I am all over the place right now.  Not literally of course.... I am sitting on my couch.  

I woke up an hour before my alarm went off this morning.  I have been rising fairly early, which is nice because it leaves me more time to get less accomplished (yes, you read that right), but damn...some days I just want to sleep in a little bit longer.

Restless, and annoyed (by 6:30am, yes), I walked to the coffee shop.  I picked up the paper, a cup of coffee, and a bran muffin.  POW, morning plans taken care of.

Or so I thought.  I just spent too many minutes looking on sierratradingpost.com for boots.  Yes, it's hot as heck outside, but I don't want to do like I did last year and wait too long to get a pair of winter boots.  I swear last winter I spent more time looking online for a good pair of boots than I did actually outside doing stuff.  Okay, so maybe that's over-exaggerating a touch, but not by much.
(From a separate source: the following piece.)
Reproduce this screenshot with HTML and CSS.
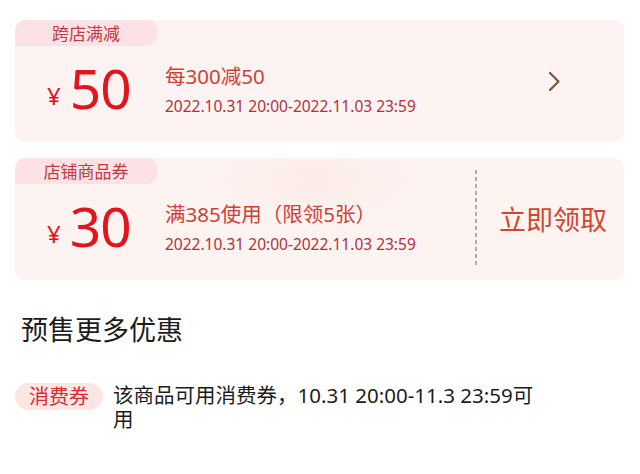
FILE: index.html
```html
<!DOCTYPE html>
<html lang="zh-CN">
<head>
<meta charset="utf-8">
<link rel="stylesheet" href="styles.css">
</head>
<body>
<div class="page">
  <div class="coupon">
    <div class="tag">跨店满减</div>
    <div class="body">
      <div class="price"><span class="yen">¥</span><span class="amt">50</span></div>
      <div class="info">
        <div class="title">每300减50</div>
        <div class="date">2022.10.31 20:00-2022.11.03 23:59</div>
      </div>
      <div class="arrow">
        <svg width="13" height="21" viewBox="0 0 13 21"><path d="M2 2 L10.5 10.5 L2 19" fill="none" stroke="#7a5432" stroke-width="2.2" stroke-linecap="round" stroke-linejoin="round"/></svg>
      </div>
    </div>
  </div>

  <div class="coupon second">
    <div class="tag">店铺商品券</div>
    <div class="body">
      <div class="price"><span class="yen">¥</span><span class="amt">30</span></div>
      <div class="info">
        <div class="title">满385使用（限领5张）</div>
        <div class="date">2022.10.31 20:00-2022.11.03 23:59</div>
      </div>
      <div class="divider"></div>
      <div class="get">立即领取</div>
    </div>
  </div>

  <h2 class="section">预售更多优惠</h2>

  <div class="promo">
    <span class="pill">消费券</span>
    <p class="desc">该商品可用消费券，10.31 20:00-11.3 23:59可用</p>
  </div>
</div>
</body>
</html>
```

FILE: styles.css
```css
* { box-sizing: border-box; }
html, body { margin: 0; padding: 0; background: #fff; }
body {
  font-family: "Noto Sans", "Noto Sans CJK SC", sans-serif;
  width: 640px;
  height: 474px;
  overflow: hidden;
}
.page {
  padding: 20px 16px 0 15px;
}
.coupon {
  background: #fdf3f2;
  border-radius: 10px;
  height: 122px;
  display: flex;
  flex-direction: column;
  overflow: hidden;
}
.coupon.second {
  margin-top: 16px;
  background:
    radial-gradient(ellipse 110px 36px at 300px 22px, rgba(250, 224, 218, 0.4), rgba(250, 224, 218, 0) 100%),
    #fdf3f1;
}
.tag {
  width: 142px;
  height: 26px;
  background: #fce2e4;
  color: #c23a40;
  font-family: "Noto Sans CJK SC", sans-serif;
  font-size: 17px;
  line-height: 26px;
  text-align: center;
  border-radius: 10px 9px 10px 0;
}
.body {
  flex: 1;
  display: flex;
  align-items: flex-start;
}
.price {
  width: 150px;
  padding-left: 32px;
  margin-top: 12px;
  color: #e2151c;
  line-height: 60px;
  height: 60px;
  white-space: nowrap;
}
.yen {
  font-size: 24px;
  line-height: 1;
  margin-right: 9px;
  vertical-align: 4px;
}
.amt {
  font-size: 55px;
  line-height: 60px;
  letter-spacing: -1px;
}
.info {
  flex: 1;
  display: flex;
  flex-direction: column;
  gap: 6px;
  margin-top: 17px;
}
.title {
  font-size: 20.5px;
  line-height: 26px;
  color: #cf4036;
}
.date {
  font-size: 15.5px;
  line-height: 22px;
  color: #b1313b;
}
.arrow {
  width: 76px;
  margin-top: 25px;
}
.arrow svg { display: block; }
.divider {
  width: 2px;
  height: 97px;
  margin-top: -14px;
  margin-right: 22px;
  background: repeating-linear-gradient(to bottom, #b5a9a9 0 4px, transparent 4px 7px);
}
.get {
  width: 125px;
  margin-top: 18px;
  font-size: 27px;
  line-height: 36px;
  color: #d2462f;
}
.section {
  margin: 32px 0 0 6px;
  font-size: 27px;
  font-weight: normal;
  color: #1c1c1c;
  line-height: 36px;
}
.promo {
  margin-top: 35px;
  display: flex;
  align-items: flex-start;
}
.pill {
  flex: none;
  width: 88px;
  height: 27px;
  border-radius: 14px;
  background: #fde5e2;
  color: #d42a30;
  font-size: 20px;
  line-height: 27px;
  text-align: center;
}
.desc {
  margin: 0 0 0 10px;
  width: 435px;
  font-size: 20.5px;
  line-height: 24px;
  color: #1c1c1c;
}
```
Last night, I went to a celebration of life for my friend Felix.  It was a beautiful tribute to a beautiful man who was taken from this world far too soon.  As I was driving home (from his celebration), I was thinking that we really do need to celebrate life, everyday.  He was someone who did that.  I, however, do not.  

Lately, yes, I try to be more mindful of each day, and to take things in stride.  But really celebrate?  I'm not sure.  <-- which actually means no, I don't celebrate life each day.  Life is short, and sadly, as more friends pass away, I am reminded of this.  It shouldn't take someone dying to spark my zest for life, my reason for living, my purpose of being.  I should celebrate life each day.  We all should.  We should celebrate each other, everyday, because no one can say for sure when our last day will be.

Death scares me.  Life scares me too sometimes.  

The title of this blog is places, because I feel like this morning I am all over the place.  I have to go to work in a few hours, and I'm waiting for this muffin and coffee to digest a bit more so I can get a quick workout in. 

Last night (after felix's), I laid low and played piano.  My "big" keyboard is broken, so I played with my little Axiom 25 (which I still haven't really learned the ins and outs of).  It was nice to play...one handed of course, like a 5 year old.  It was nice to listen to a song, and for lack of better terms, "sound it out" and learn it for myself.  I like doing stuff like that.  It's simple.  It's calming.  It can sometimes get frustrating, but that's the way the cookie crumbles.  Wow...I'm full of cliche phrases.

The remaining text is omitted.